As no.1 in population, how do we exploit ‘Demographic Dividend’?

Interestingly, it will be now migration from war and conflict and human disaster which will add to their population numbers.
illustration: sourav roy
illustration: sourav roy

The much-anticipated event everybody was waiting was has been flagged. The United Nations Population Fund (UNFPA) has confirmed that India is now the most populous nation with 142.86 crore people, outstripping China at 142.57 crore. The gap is expected to further widen with the UN projecting India touching 166.8 crores by 2050 while China by then would have declined to 131.7 crore.

The funny thing is no one knows how to react. Is going ahead of China on population something to celebrate about? Or, is it going to be a dubious liability for the future... something we should gulp down… and well, stay silent?

India and the rest of the developed world are in different population cycles. India will continue to grow till about 2050, after which absolute numbers will begin to decline. For the rest of the world, total population touched 8 billion last November. After 1968 the global population growth rate started a long decline with the fertility rate dropping more than half to 2.4 in 2019.

The shrinkage has been the maximum for Europe and Japan – the developed world – geographies that are seeing a 7% fall in population. Interestingly, it will be now migration from war and conflict and human disaster which will add to their population numbers.

The ‘youth’ asset

Back to India. As the most populous nation, how do we see ourselves today? Thinking has changed from the 1980s where family planning and the ‘hum-do-hamare-do’ campaign was a desperate bid to rein in numbers. We are now past the ‘population bomb’. Fertility in India has fallen due a variety of factors, and is nosing down to about 2.0 a family. The new word is ‘demographic dividend’.

For India, population is an asset as nearly half – about 650 million – is below the age of 25. As per ‘Worldometer’ the median age in India is 28.4 years, compared to 38.3 years in the US, 38.4 years in China, and 40.5 years in the UK.Unlike much of the developed world, which has an ageing population that needs looking after, India’s young population is a huge asset that not only provides skills but also drives consumption – the two pillars of economic growth.
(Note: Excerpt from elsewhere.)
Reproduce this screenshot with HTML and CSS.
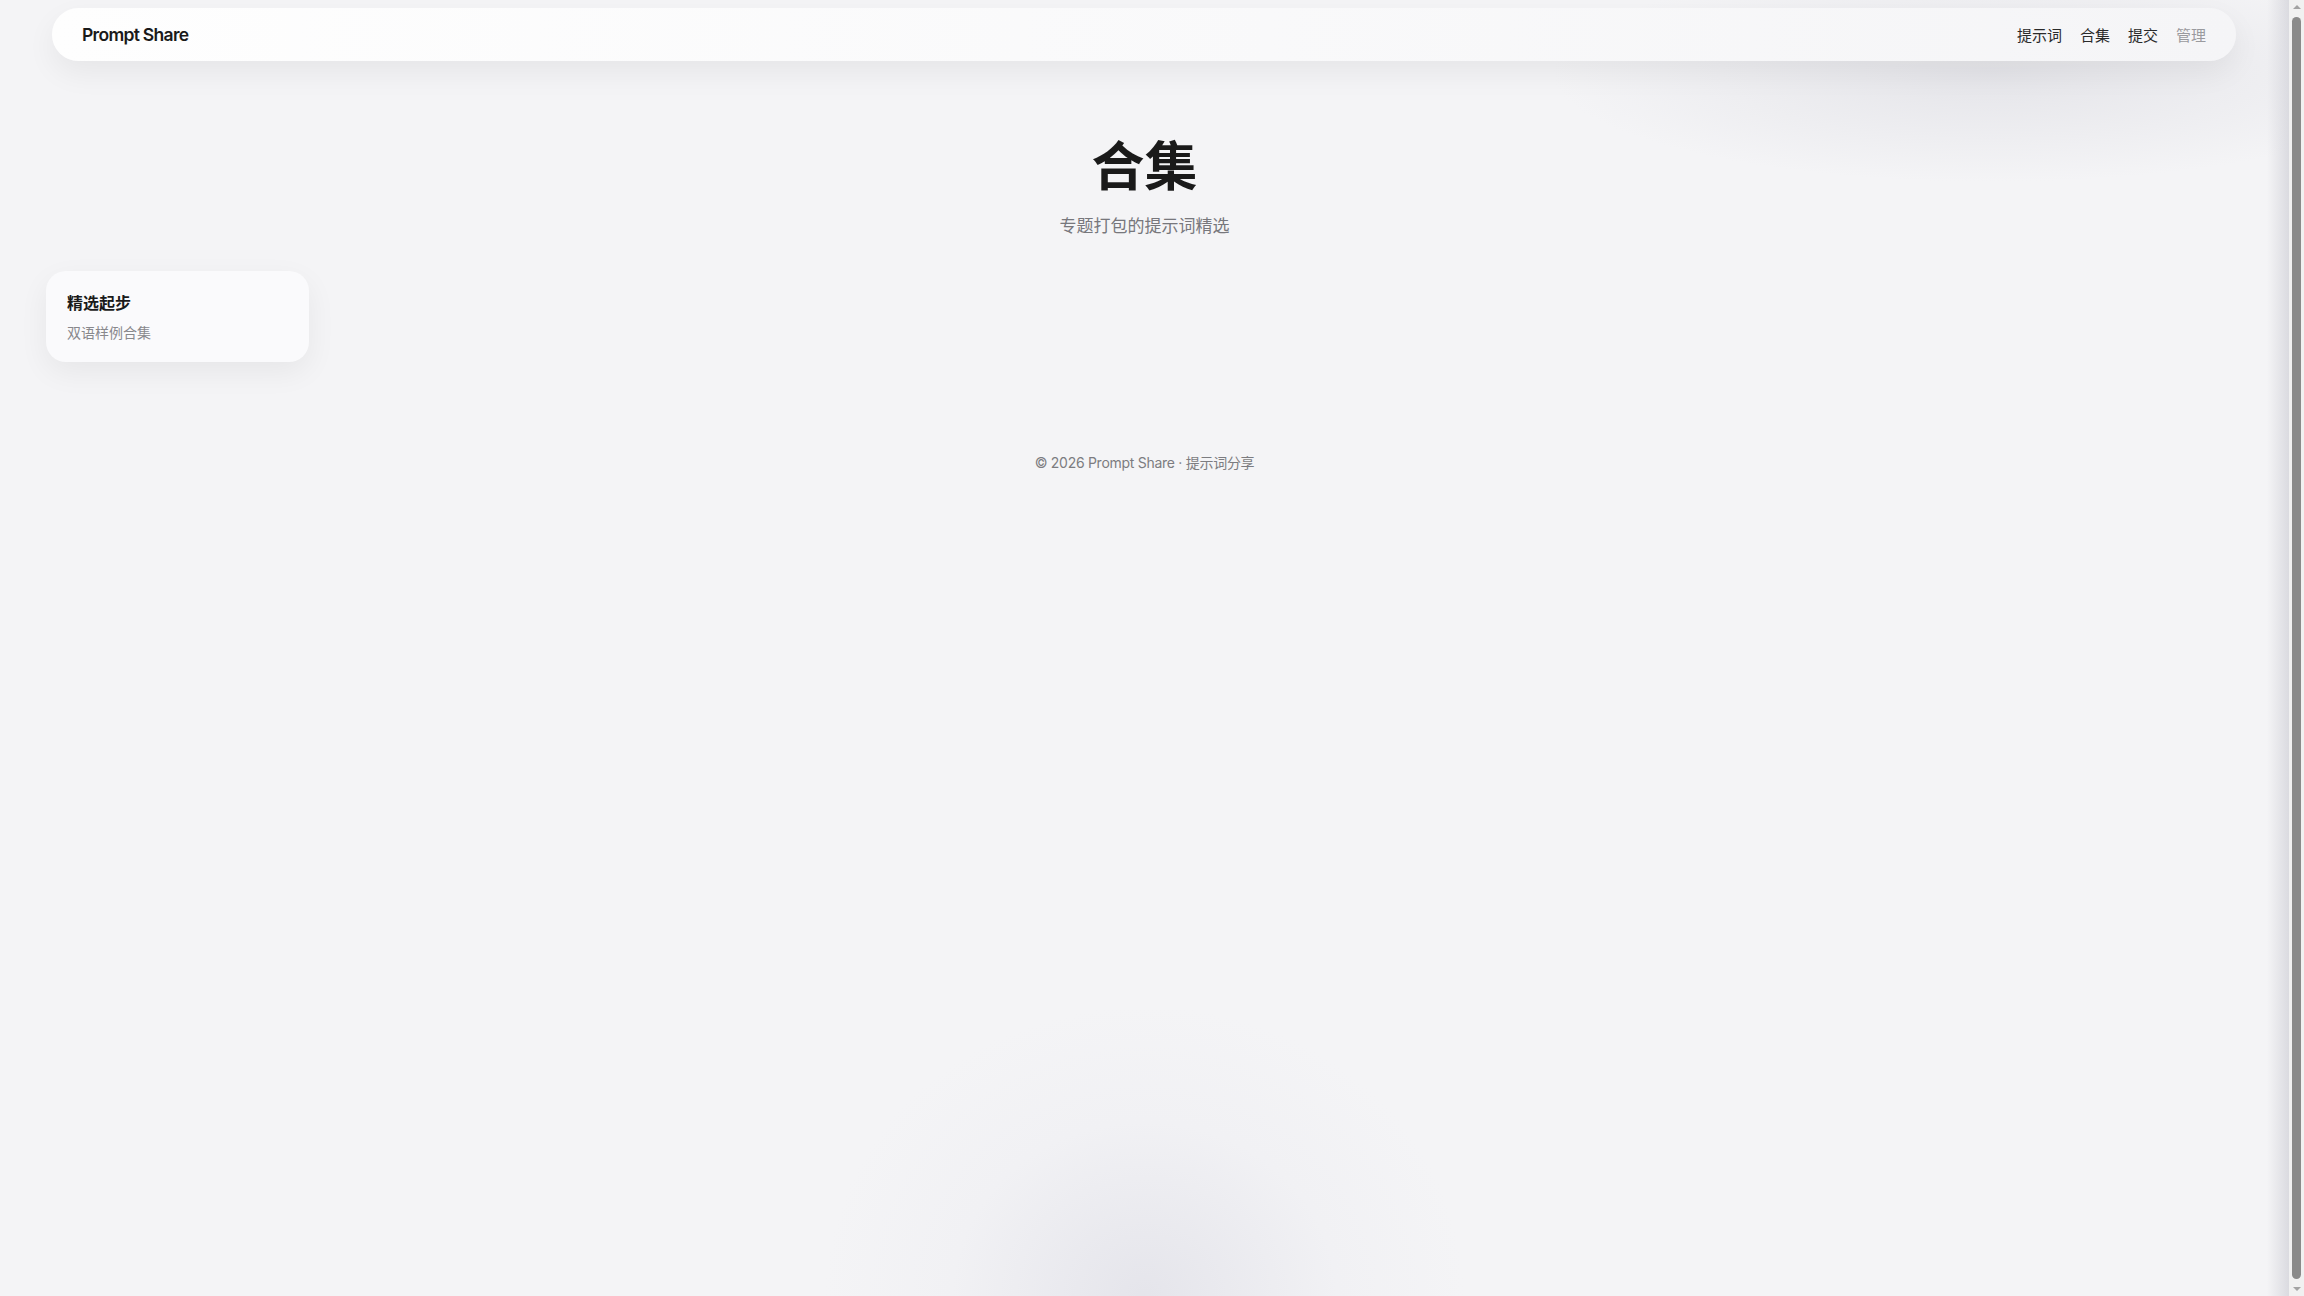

But to catch the window of opportunity and cash in on it’s ‘demographic dividend’, India has to focus on planned urbanization, and institutional skilling. With development comes urbanization. It calls for an educated work force and in turn provides citizens with better incomes and a higher quality of life. For all the romance of rural life, India’s semi-feudal village existence can be summed up in Thomas Hobbes’ words: solitary, poor, nasty, brutish and short. Urban life, in contrast, spells rapid cultural and economic progress. India has been slow in the rural-to-urban metamorphosis, but it is happening.

According to new McKinsey Global Institute (MGI) research, 590 million Indians will live in cities by 2030, more than double the 290 million in 2001.The MGI report says India will have 68 cities with populations of over 1 million, and 6 megacities with populations of 10 million or more. This urban explosion will result in surging incomes and consumption. Households with true discretionary spending power could rise sevenfold from 13 million in 2005 to around 90 million in 2025.

Skilling our assets

But these cities have to be planned or else they will be hovels of misery. Billions have to be poured in to provide infrastructure – housing, transportation, education. Despite all the promises of ‘Housing for All by 2022’ and the creation of ‘Smart Cities’ – our urban agglomerations are a commuter’s nightmare and civic failures on most fronts.

Meanwhile, skilling the youth is the crucial link for creating aworkforce that becomes a magnet for investment and development. India has among the largest internet penetrations and a high level of literacy. But on the ground, institutional skilling remains a mirage. Industrial parks, the centers of employment and manufacture in China, have largely evaded India.

The Centre for Monitoring Indian Economy (CMIE) has repeatedly flagged concern that the labour participation, particularly of young people, has been falling and is now just about 40% from 47% in fiscal 2021. It means those of working age, after not finding suitable jobs, simply disappeared from the job market.

From the time ‘liberalization’ kicked in in 1992 there has been talk of creating a ‘safety net’ through retraining and skilling. It has remainedlip service. Only 5 per cent of India’s workforce is formally skilled today, says the World Economic Forum.

More opportunities and skills to make them future-ready, is the need of the hour. There’s another stumbling block. Grinding inequality. With 10% of the creme de la creme holding 73% of the nation’s wealth, while the bottom 50% have access to just 6% of wealth generated, leaves us with a rather constricted growth story.

We also have to consider that the ‘demographic dividend’ window won’t be open forever. India’s population is expected to start declining by 2045 and will perhaps fall to 1 billion people by 2100. The time to cash in on the power and skills of our youth is now.